▸ Required work: Exclude the pictures and return every line exactly as written.

--- Begin ---

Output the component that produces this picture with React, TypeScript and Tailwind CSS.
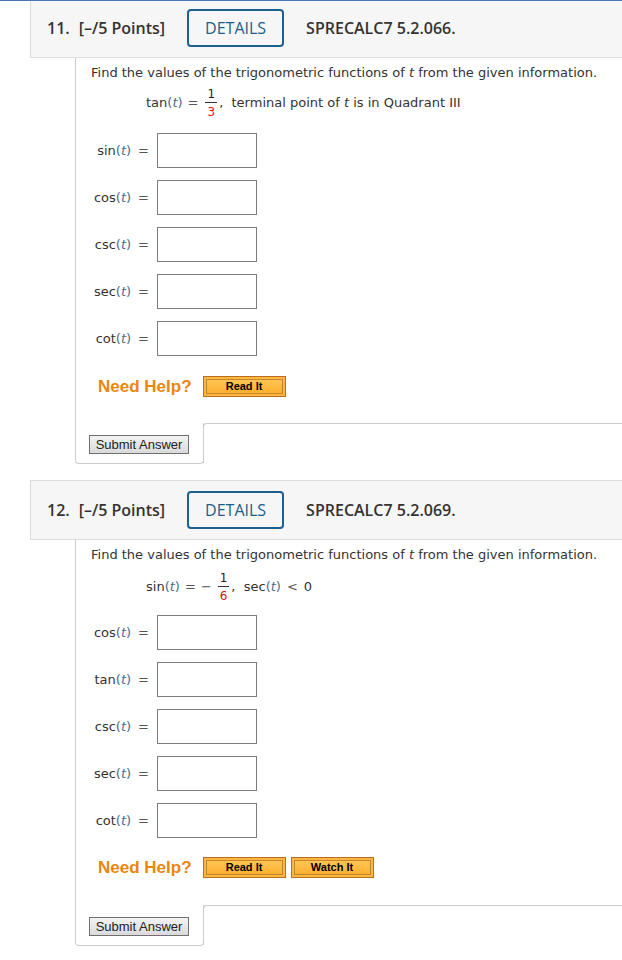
import type { ReactNode } from 'react';

const bodyFont = "font-[family-name:DejaVu_Sans,Verdana,sans-serif]";
const headFont = "font-['Open_Sans','Noto_Sans',sans-serif]";
const arial = "font-['Liberation_Sans',Arial,sans-serif]";

function Fn({ name }: { name: string }) {
    return (
        <span>
            <span className="text-[#333]">{name}</span>
            <span className="text-[#4b6a8c]">
                (<i>t</i>)
            </span>
        </span>
    );
}

function Frac({ num, den }: { num: string; den: string }) {
    return (
        <span className="mx-[2px] inline-flex flex-col items-center text-[12px] leading-none">
            <span className="border-b border-[#333] px-[2px] pb-[2px] text-[#222]">{num}</span>
            <span className="pt-[3px] text-[#e3120b]">{den}</span>
        </span>
    );
}

function HelpButton({ label }: { label: string }) {
    return (
        <span className="flex h-[21px] w-[83px] border border-[#b8701e] bg-[#ffb640] p-[2px]">
            <span
                className={`flex flex-1 items-center justify-center border border-[#c8862c] bg-linear-to-b from-[#ffc552] to-[#ffb030] text-[11px] font-bold leading-none text-black ${arial}`}
            >
                {label}
            </span>
        </span>
    );
}

interface QuestionProps {
    num: string;
    code: string;
    math: ReactNode;
    mathTop: string;
    inputsTop: string;
    rows: string[];
    help: string[];
    helpTop: string;
    tabTop: string;
}

function Question({ num, code, math, mathTop, inputsTop, rows, help, helpTop, tabTop }: QuestionProps) {
    return (
        <div>
            {/* Header bar */}
            <div className={`ml-[30px] flex h-[60px] items-center border-y border-l border-[#dcdcdc] bg-[#f6f6f6] ${headFont}`}>
                <span className="ml-[16px] text-[16px] font-semibold text-[#333]">{num}.</span>
                <span className="ml-[9px] text-[16px] font-semibold text-[#333]">[–/5 Points]</span>
                <span className="ml-[22px] flex h-[38px] w-[97px] items-center justify-center rounded-[4px] border-2 border-[#1f5f8e] text-[16px] text-[#1d5d8c]">
                    DETAILS
                </span>
                <span className="ml-[22px] text-[16px] font-semibold text-[#333]">{code}</span>
            </div>

            {/* Content */}
            <div className={`ml-[75px] ${bodyFont} text-[13px] text-[#333]`}>
                <div className="border-l border-[#cccccc] pl-[15px] pt-[6px]">
                    <div className="leading-[18px]">
                        Find the values of the trigonometric functions of <i>t</i> from the given information.
                    </div>
                    <div className={`${mathTop} flex h-[28px] items-center pl-[55px]`}>{math}</div>

                    <div className={`${inputsTop} flex flex-col gap-[12px]`}>
                        {rows.map((r) => (
                            <div key={r} className="flex items-center">
                                <span className="flex w-[58px] justify-end">
                                    <Fn name={r} />
                                    <span className="ml-[7px] text-[#555]">=</span>
                                </span>
                                <span className="ml-[8px] h-[35px] w-[100px] border border-[#7c7c7c] bg-white" />
                            </div>
                        ))}
                    </div>

                    <div className={`${helpTop} flex h-[21px] items-center`}>
                        <span className={`ml-[7px] text-[17px] font-bold text-[#ea860f] ${arial}`}>Need Help?</span>
                        <span className="ml-[11px] flex gap-[5px]">
                            {help.map((h) => (
                                <HelpButton key={h} label={h} />
                            ))}
                        </span>
                    </div>
                    <div className={tabTop} />
                </div>

                {/* Submit tab */}
                <div className="flex h-[41px]">
                    <div className="w-[129px] rounded-b-[4px] border-x border-b border-[#cccccc] pl-[13px] pt-[12px]">
                        <button
                            className={`flex h-[19px] w-[100px] items-center justify-center border border-[#707070] bg-linear-to-b from-[#f3f3f3] to-[#dadada] text-[13px] leading-none text-[#222] ${arial}`}
                        >
                            Submit Answer
                        </button>
                    </div>
                    <div className="-ml-px h-[40px] flex-1 rounded-tl-[4px] border-t border-l border-[#cccccc]" />
                </div>
            </div>
        </div>
    );
}

export default function App() {
    return (
        <div className="min-h-[960px] w-[622px] overflow-hidden bg-white">
            <div className="relative z-10 h-px bg-[#4a78b5]" />
            <div className="-mt-[3px]">
                <Question
                    num="11"
                    code="SPRECALC7 5.2.066."
                    mathTop="mt-[7px]"
                    inputsTop="mt-[16px]"
                    math={
                        <>
                            <Fn name="tan" />
                            <span className="mx-[5px] text-[#555]">=</span>
                            <Frac num="1" den="3" />
                            <span>,&nbsp; terminal point of <i>t</i> is in Quadrant III</span>
                        </>
                    }
                    rows={['sin', 'cos', 'csc', 'sec', 'cot']}
                    help={['Read It']}
                    helpTop="mt-[20px]"
                    tabTop="h-[26px]"
                />
            </div>
            <div className="mt-[16px]">
                <Question
                    num="12"
                    code="SPRECALC7 5.2.069."
                    mathTop="mt-[9px]"
                    inputsTop="mt-[14px]"
                    math={
                        <>
                            <Fn name="sin" />
                            <span className="mx-[5px] text-[#555]">=</span>
                            <span className="mr-[4px] text-[#555]">−</span>
                            <Frac num="1" den="6" />
                            <span>,&nbsp;&nbsp;</span>
                            <Fn name="sec" />
                            <span className="mx-[6px] text-[#555]">&lt;</span>
                            <span>0</span>
                        </>
                    }
                    rows={['cos', 'tan', 'csc', 'sec', 'cot']}
                    help={['Read It', 'Watch It']}
                    helpTop="mt-[19px]"
                    tabTop="h-[27px]"
                />
            </div>
        </div>
    );
}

--- End ---

▸ Response below:
Output the component that produces this picture with React, TypeScript and Tailwind CSS.
import type { ReactNode } from 'react';

const bodyFont = "font-[family-name:DejaVu_Sans,Verdana,sans-serif]";
const headFont = "font-['Open_Sans','Noto_Sans',sans-serif]";
const arial = "font-['Liberation_Sans',Arial,sans-serif]";

function Fn({ name }: { name: string }) {
    return (
        <span>
            <span className="text-[#333]">{name}</span>
            <span className="text-[#4b6a8c]">
                (<i>t</i>)
            </span>
        </span>
    );
}

function Frac({ num, den }: { num: string; den: string }) {
    return (
        <span className="mx-[2px] inline-flex flex-col items-center text-[12px] leading-none">
            <span className="border-b border-[#333] px-[2px] pb-[2px] text-[#222]">{num}</span>
            <span className="pt-[3px] text-[#e3120b]">{den}</span>
        </span>
    );
}

function HelpButton({ label }: { label: string }) {
    return (
        <span className="flex h-[21px] w-[83px] border border-[#b8701e] bg-[#ffb640] p-[2px]">
            <span
                className={`flex flex-1 items-center justify-center border border-[#c8862c] bg-linear-to-b from-[#ffc552] to-[#ffb030] text-[11px] font-bold leading-none text-black ${arial}`}
            >
                {label}
            </span>
        </span>
    );
}

interface QuestionProps {
    num: string;
    code: string;
    math: ReactNode;
    mathTop: string;
    inputsTop: string;
    rows: string[];
    help: string[];
    helpTop: string;
    tabTop: string;
}

function Question({ num, code, math, mathTop, inputsTop, rows, help, helpTop, tabTop }: QuestionProps) {
    return (
        <div>
            {/* Header bar */}
            <div className={`ml-[30px] flex h-[60px] items-center border-y border-l border-[#dcdcdc] bg-[#f6f6f6] ${headFont}`}>
                <span className="ml-[16px] text-[16px] font-semibold text-[#333]">{num}.</span>
                <span className="ml-[9px] text-[16px] font-semibold text-[#333]">[–/5 Points]</span>
                <span className="ml-[22px] flex h-[38px] w-[97px] items-center justify-center rounded-[4px] border-2 border-[#1f5f8e] text-[16px] text-[#1d5d8c]">
                    DETAILS
                </span>
                <span className="ml-[22px] text-[16px] font-semibold text-[#333]">{code}</span>
            </div>

            {/* Content */}
            <div className={`ml-[75px] ${bodyFont} text-[13px] text-[#333]`}>
                <div className="border-l border-[#cccccc] pl-[15px] pt-[6px]">
                    <div className="leading-[18px]">
                        Find the values of the trigonometric functions of <i>t</i> from the given information.
                    </div>
                    <div className={`${mathTop} flex h-[28px] items-center pl-[55px]`}>{math}</div>

                    <div className={`${inputsTop} flex flex-col gap-[12px]`}>
                        {rows.map((r) => (
                            <div key={r} className="flex items-center">
                                <span className="flex w-[58px] justify-end">
                                    <Fn name={r} />
                                    <span className="ml-[7px] text-[#555]">=</span>
                                </span>
                                <span className="ml-[8px] h-[35px] w-[100px] border border-[#7c7c7c] bg-white" />
                            </div>
                        ))}
                    </div>

                    <div className={`${helpTop} flex h-[21px] items-center`}>
                        <span className={`ml-[7px] text-[17px] font-bold text-[#ea860f] ${arial}`}>Need Help?</span>
                        <span className="ml-[11px] flex gap-[5px]">
                            {help.map((h) => (
                                <HelpButton key={h} label={h} />
                            ))}
                        </span>
                    </div>
                    <div className={tabTop} />
                </div>

                {/* Submit tab */}
                <div className="flex h-[41px]">
                    <div className="w-[129px] rounded-b-[4px] border-x border-b border-[#cccccc] pl-[13px] pt-[12px]">
                        <button
                            className={`flex h-[19px] w-[100px] items-center justify-center border border-[#707070] bg-linear-to-b from-[#f3f3f3] to-[#dadada] text-[13px] leading-none text-[#222] ${arial}`}
                        >
                            Submit Answer
                        </button>
                    </div>
                    <div className="-ml-px h-[40px] flex-1 rounded-tl-[4px] border-t border-l border-[#cccccc]" />
                </div>
            </div>
        </div>
    );
}

export default function App() {
    return (
        <div className="min-h-[960px] w-[622px] overflow-hidden bg-white">
            <div className="relative z-10 h-px bg-[#4a78b5]" />
            <div className="-mt-[3px]">
                <Question
                    num="11"
                    code="SPRECALC7 5.2.066."
                    mathTop="mt-[7px]"
                    inputsTop="mt-[16px]"
                    math={
                        <>
                            <Fn name="tan" />
                            <span className="mx-[5px] text-[#555]">=</span>
                            <Frac num="1" den="3" />
                            <span>,&nbsp; terminal point of <i>t</i> is in Quadrant III</span>
                        </>
                    }
                    rows={['sin', 'cos', 'csc', 'sec', 'cot']}
                    help={['Read It']}
                    helpTop="mt-[20px]"
                    tabTop="h-[26px]"
                />
            </div>
            <div className="mt-[16px]">
                <Question
                    num="12"
                    code="SPRECALC7 5.2.069."
                    mathTop="mt-[9px]"
                    inputsTop="mt-[14px]"
                    math={
                        <>
                            <Fn name="sin" />
                            <span className="mx-[5px] text-[#555]">=</span>
                            <span className="mr-[4px] text-[#555]">−</span>
                            <Frac num="1" den="6" />
                            <span>,&nbsp;&nbsp;</span>
                            <Fn name="sec" />
                            <span className="mx-[6px] text-[#555]">&lt;</span>
                            <span>0</span>
                        </>
                    }
                    rows={['cos', 'tan', 'csc', 'sec', 'cot']}
                    help={['Read It', 'Watch It']}
                    helpTop="mt-[19px]"
                    tabTop="h-[27px]"
                />
            </div>
        </div>
    );
}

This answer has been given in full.